赤茶の弟猫が一匹残ってくれたので、少しは気持ちが和らいだが喪失感はいなめなかった。その前にも黒猫が22年間一緒だったので、家の中で黒猫がいつも視界のどこかに入る生活が当たり前になっていた。

 黒い毛並みに頭を埋めてうたた寝をすると、嫌な思いを漆黒の美しさが全て吸い取ってくれていた。不思議と黒猫は眠りを見守り、安らぎを与えてくれる。電気を消しても眩しい都会の中にあって、静かな黒の世界がそこにある。

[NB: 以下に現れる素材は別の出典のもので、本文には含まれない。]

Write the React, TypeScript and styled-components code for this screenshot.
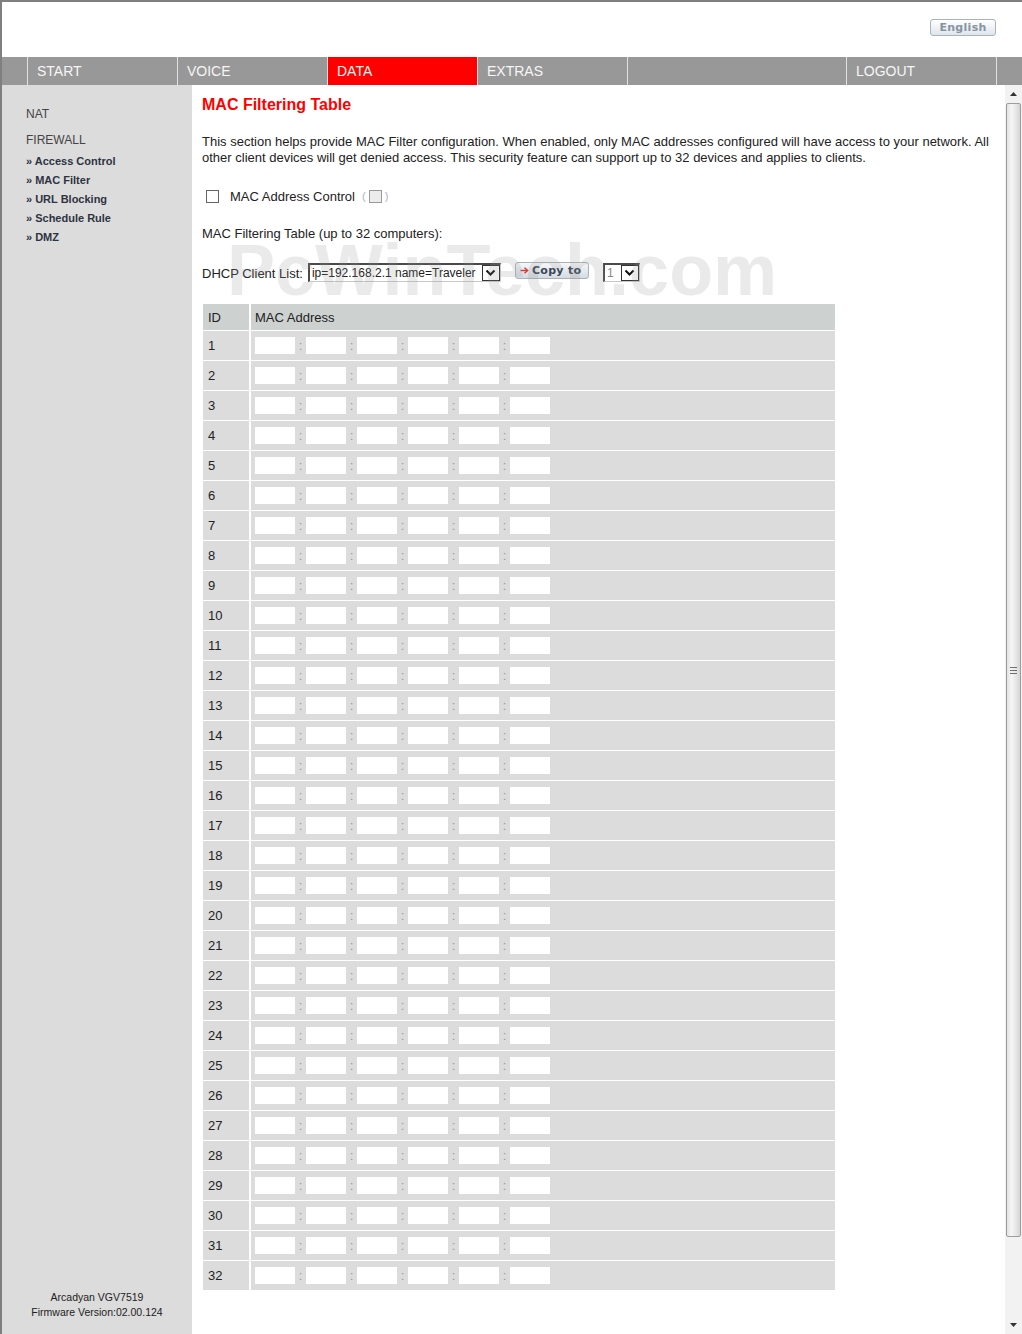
import styled, { createGlobalStyle } from "styled-components";

const GlobalStyle = createGlobalStyle`
  html, body {
    margin:0;
    padding:0;
  }
  body {
    width:1022px;
    height:1334px;
    overflow:hidden;
    background:#fff;
    font-family:"Liberation Sans", Arial, sans-serif;
    color:#222;
  }
  * { box-sizing:border-box; }
`;

const Frame = styled.div`
    width:1022px;
    height:1334px;
    border-top:2px solid #7f7f7f;
    border-left:2px solid #7f7f7f;
    display:flex;
    flex-direction:column;
`;

const Header = styled.header`
    height:55px;
    display:flex;
    justify-content:flex-end;
    align-items:flex-start;
    padding:17px 26px 0 0;
`;

const LangButton = styled.button`
    width:66px;
    height:17px;
    padding:0;
    border:1px solid #a9b3bd;
    border-radius:3px;
    background:linear-gradient(#ffffff, #dfe5eb);
    color:#8794a2;
    font:bold 11px "DejaVu Sans", Verdana, sans-serif;
    letter-spacing:0.3px;
    line-height:15px;
`;

const Nav = styled.nav`
    display:flex;
    height:28px;
    background:#989898;
`;

const NavLead = styled.div`
    width:25px;
`;

const Tab = styled.div<{ $active?: boolean; $w?: number }>`
    width:${(p) => (p.$w ? `${p.$w}px` : "auto")};
    flex:${(p) => (p.$w ? "none" : "1")};
    border-left:1px solid #e2e2e2;
    background:${(p) => (p.$active ? "#ff0000" : "transparent")};
    color:#f6f6f6;
    font-size:14px;
    padding:0 0 1px 9px;
    display:flex;
    align-items:center;
`;

const Body = styled.div`
    flex:1;
    display:flex;
    min-height:0;
`;

const Sidebar = styled.aside`
    width:190px;
    background:#dcdcdc;
    display:flex;
    flex-direction:column;
    justify-content:space-between;
`;

const SideMenu = styled.ul`
    list-style:none;
    margin:0;
    padding:21px 0 0 24px;
`;

const SideHeading = styled.li<{ $gap?: number }>`
    font-size:12px;
    line-height:16px;
    color:#444;
    margin-top:${(p) => p.$gap ?? 0}px;
`;

const SideLink = styled.li<{ $first?: boolean }>`
    font-size:11px;
    font-weight:bold;
    line-height:19px;
    color:#2e3342;
    margin-top:${(p) => (p.$first ? 4 : 0)}px;
`;

const SideFooter = styled.div`
    text-align:center;
    font-size:10.5px;
    line-height:15px;
    color:#222;
    padding-bottom:14px;
`;

const Content = styled.main`
    position:relative;
    flex:1;
    padding:10px 10px 0 10px;
`;

const Title = styled.h1`
    margin:0;
    font-size:16px;
    line-height:20px;
    font-weight:bold;
    color:#ff0000;
`;

const Description = styled.p`
    margin:19px 0 0;
    font-size:13px;
    line-height:16px;
`;

const ControlRow = styled.div`
    margin-top:20px;
    height:20px;
    display:flex;
    align-items:center;
    font-size:13px;
    padding-left:4px;
`;

const Check = styled.span<{ $disabled?: boolean }>`
    display:inline-block;
    width:13px;
    height:13px;
    border:1px solid ${(p) => (p.$disabled ? "#9a9a9a" : "#666")};
    background:${(p) => (p.$disabled ? "#ececec" : "#fff")};
`;

const ControlLabel = styled.span`
    margin-left:11px;
`;

const Paren = styled.span`
    font-size:11px;
    color:#a8b4c4;
    margin:0 3px;
`;

const ParenGroup = styled.span`
    display:inline-flex;
    align-items:center;
    margin-left:4px;
`;

const SubLabel = styled.div`
    margin-top:20px;
    font-size:13px;
    line-height:16px;
`;

const DhcpRow = styled.div`
    margin-top:20px;
    height:20px;
    display:flex;
    align-items:flex-start;
    font-size:13px;
`;

const DhcpLabel = styled.span`
    line-height:24px;
`;

const Select = styled.div<{ $w: number; $gap: number }>`
    width:${(p) => p.$w}px;
    height:19px;
    margin:1px 0 0 ${(p) => p.$gap}px;
    display:flex;
    background:#fff;
    border-top:2px solid #4a4a4a;
    border-left:2px solid #4a4a4a;
    border-right:1px solid #c8c8c8;
    border-bottom:1px solid #c8c8c8;
`;

const SelectValue = styled.span<{ $muted?: boolean }>`
    flex:1;
    overflow:hidden;
    white-space:nowrap;
    font-size:12px;
    line-height:16px;
    padding-left:2px;
    color:${(p) => (p.$muted ? "#888" : "#222")};
`;

const SelectArrow = styled.span`
    width:18px;
    height:100%;
    border:1px solid #333;
    background:#fff;
    display:flex;
    align-items:center;
    justify-content:center;
`;

const CopyButton = styled.button`
    margin-left:14px;
    width:74px;
    height:17px;
    padding:0 0 0 4px;
    border:1px solid #a8b2bc;
    border-radius:3px;
    background:linear-gradient(#f6f8fa, #d4dbe2);
    color:#3a4858;
    font:bold 11px "DejaVu Sans", Verdana, sans-serif;
    letter-spacing:0.3px;
    display:flex;
    align-items:center;
    gap:3px;
`;

const Table = styled.div`
    margin:22px 0 0 1px;
    width:632px;
    display:grid;
    grid-template-columns:46px 584px;
    column-gap:2px;
    row-gap:1px;
    font-size:13px;
`;

const HeadCell = styled.div<{ $pad: number }>`
    height:26px;
    background:#cdd1d0;
    display:flex;
    align-items:center;
    padding-left:${(p) => p.$pad}px;
`;

const Cell = styled.div<{ $pad: number }>`
    height:29px;
    background:#dcdcdc;
    display:flex;
    align-items:center;
    padding-left:${(p) => p.$pad}px;
`;

const OctetInput = styled.input`
    width:40px;
    height:17px;
    padding:0;
    border:none;
    background:#fff;
`;

const Colon = styled.span`
    width:11px;
    text-align:center;
    color:#9a9a9a;
`;

const Watermark = styled.div`
    position:absolute;
    left:35px;
    top:149px;
    font-size:72px;
    line-height:72px;
    font-weight:bold;
    color:rgba(150, 150, 150, 0.2);
    pointer-events:none;
    white-space:nowrap;
`;

const Scrollbar = styled.div`
    width:17px;
    background:#f2f2f2;
    display:flex;
    flex-direction:column;
`;

const ScrollButton = styled.div`
    height:18px;
    display:flex;
    align-items:center;
    justify-content:center;
`;

const ScrollThumb = styled.div`
    height:1134px;
    margin:0 1px;
    border:1px solid #9c9c9c;
    border-radius:2px;
    background:linear-gradient(to right, #e2e2e2, #f6f6f6 35%, #e6e6e6 70%, #d4d4d4);
    display:flex;
    flex-direction:column;
    align-items:center;
    justify-content:center;
    gap:2px;
`;

const Grip = styled.span`
    width:7px;
    height:1px;
    background:#6e6e6e;
`;

const ScrollTrack = styled.div`
    flex:1;
`;

const Chevron = () => (
    <svg width="11" height="8" viewBox="0 0 11 8">
        <polyline points="1.5,1.5 5.5,5.5 9.5,1.5" fill="none" stroke="#111" strokeWidth="2" />
    </svg>
);

const RedArrow = () => (
    <svg width="9" height="7" viewBox="0 0 9 7">
        <line x1="0.5" y1="3.5" x2="7" y2="3.5" stroke="#e53030" strokeWidth="1.4" />
        <polyline points="4.5,0.8 7.6,3.5 4.5,6.2" fill="none" stroke="#e53030" strokeWidth="1.4" />
    </svg>
);

const Triangle = ({ up }: { up?: boolean }) => (
    <svg width="7" height="4" viewBox="0 0 7 4">
        <polygon points={up ? "0,4 3.5,0 7,4" : "0,0 3.5,4 7,0"} fill="#333" />
    </svg>
);

const rows = Array.from({ length: 32 }, (_, i) => i + 1);
const octets = [0, 1, 2, 3, 4, 5];

export default function App() {
    return (
        <>
            <GlobalStyle />
            <Frame>
                <Header>
                    <LangButton type="button">English</LangButton>
                </Header>
                <Nav>
                    <NavLead />
                    <Tab $w={150}>START</Tab>
                    <Tab $w={150}>VOICE</Tab>
                    <Tab $w={150} $active>DATA</Tab>
                    <Tab $w={150}>EXTRAS</Tab>
                    <Tab $w={219} />
                    <Tab $w={150}>LOGOUT</Tab>
                    <Tab />
                </Nav>
                <Body>
                    <Sidebar>
                        <SideMenu>
                            <SideHeading>NAT</SideHeading>
                            <SideHeading $gap={10}>FIREWALL</SideHeading>
                            <SideLink $first>» Access Control</SideLink>
                            <SideLink>» MAC Filter</SideLink>
                            <SideLink>» URL Blocking</SideLink>
                            <SideLink>» Schedule Rule</SideLink>
                            <SideLink>» DMZ</SideLink>
                        </SideMenu>
                        <SideFooter>
                            Arcadyan VGV7519
                            <br />
                            Firmware Version:02.00.124
                        </SideFooter>
                    </Sidebar>
                    <Content>
                        <Title>MAC Filtering Table</Title>
                        <Description>
                            This section helps provide MAC Filter configuration. When enabled, only MAC addresses
                            configured will have access to your network. All other client devices will get denied
                            access. This security feature can support up to 32 devices and applies to clients.
                        </Description>
                        <ControlRow>
                            <Check />
                            <ControlLabel>MAC Address Control</ControlLabel>
                            <ParenGroup>
                                <Paren>(</Paren>
                                <Check $disabled />
                                <Paren>)</Paren>
                            </ParenGroup>
                        </ControlRow>
                        <SubLabel>MAC Filtering Table (up to 32 computers):</SubLabel>
                        <DhcpRow>
                            <DhcpLabel>DHCP Client List:</DhcpLabel>
                            <Select $w={193} $gap={5}>
                                <SelectValue>ip=192.168.2.1 name=Traveler</SelectValue>
                                <SelectArrow>
                                    <Chevron />
                                </SelectArrow>
                            </Select>
                            <CopyButton type="button">
                                <RedArrow />
                                Copy to
                            </CopyButton>
                            <Select $w={37} $gap={14}>
                                <SelectValue $muted>1</SelectValue>
                                <SelectArrow>
                                    <Chevron />
                                </SelectArrow>
                            </Select>
                        </DhcpRow>
                        <Table>
                            <HeadCell $pad={5}>ID</HeadCell>
                            <HeadCell $pad={4}>MAC Address</HeadCell>
                            {rows.map((n) => [
                                <Cell key={`id${n}`} $pad={5}>{n}</Cell>,
                                <Cell key={`mac${n}`} $pad={4}>
                                    {octets.map((k) => [
                                        k > 0 ? <Colon key={`c${k}`}>:</Colon> : null,
                                        <OctetInput key={`o${k}`} type="text" maxLength={2} />,
                                    ])}
                                </Cell>,
                            ])}
                        </Table>
                        <Watermark>PcWinTech.com</Watermark>
                    </Content>
                    <Scrollbar>
                        <ScrollButton>
                            <Triangle up />
                        </ScrollButton>
                        <ScrollThumb>
                            <Grip />
                            <Grip />
                            <Grip />
                        </ScrollThumb>
                        <ScrollTrack />
                        <ScrollButton>
                            <Triangle />
                        </ScrollButton>
                    </Scrollbar>
                </Body>
            </Frame>
        </>
    );
}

 4月ごろ、保護猫の壌渡会に足を運んでみたが、年齢のことなど細かい条件が合わず、自信をなくし諦めかけていた。壌渡会は年配の人間にとっては辛い場所でもあることを知る。そんな時に友人から、黒い子猫の里親を探していると連絡があった。まだ生後一月半で手の中に収まるくらいの子猫だった。大きく気持ちは揺れが、亡くなったあの子の代わりを探しているようで、躊躇し結局諦めた。

 その後、子猫のことを毎日思い描く落ち着かない日々が続く。
そんな時に大分から運ばれた子猫達の話が入ってきた。保護活動をされているが、比較的優しい方だったのでやりとりもしやすかった。年齢のことは重要なので、一人後継を見つけておけば譲ってもらうことができた。

 黒猫のお母さんから生まれたのは、ハチワレ、ベージュ、三毛が二匹の子猫達。その中で、貰い手が一番決まらなかった子が三毛のルカだった。
私は、どの子でも良いと思うようになっていた。どの子も可愛くなるものだから。三毛猫に憧れて探していたこともあり、猫を選んで飼ったことがないので縁のものだから、今やってきてくれたのかと。

 黒猫の弟くんと大きさの違うことこの上なく、子猫の世間知らずな行動に辟易しながらも、時々挨拶を交わしている二匹を見ていると、冬の寒い季節には、仲良くなってくれそうな気がする。

Mac bookを開くと、液晶画面の縁をガシガシ噛むのはやめてほしい!

かなり野性味のある女の子ルカ。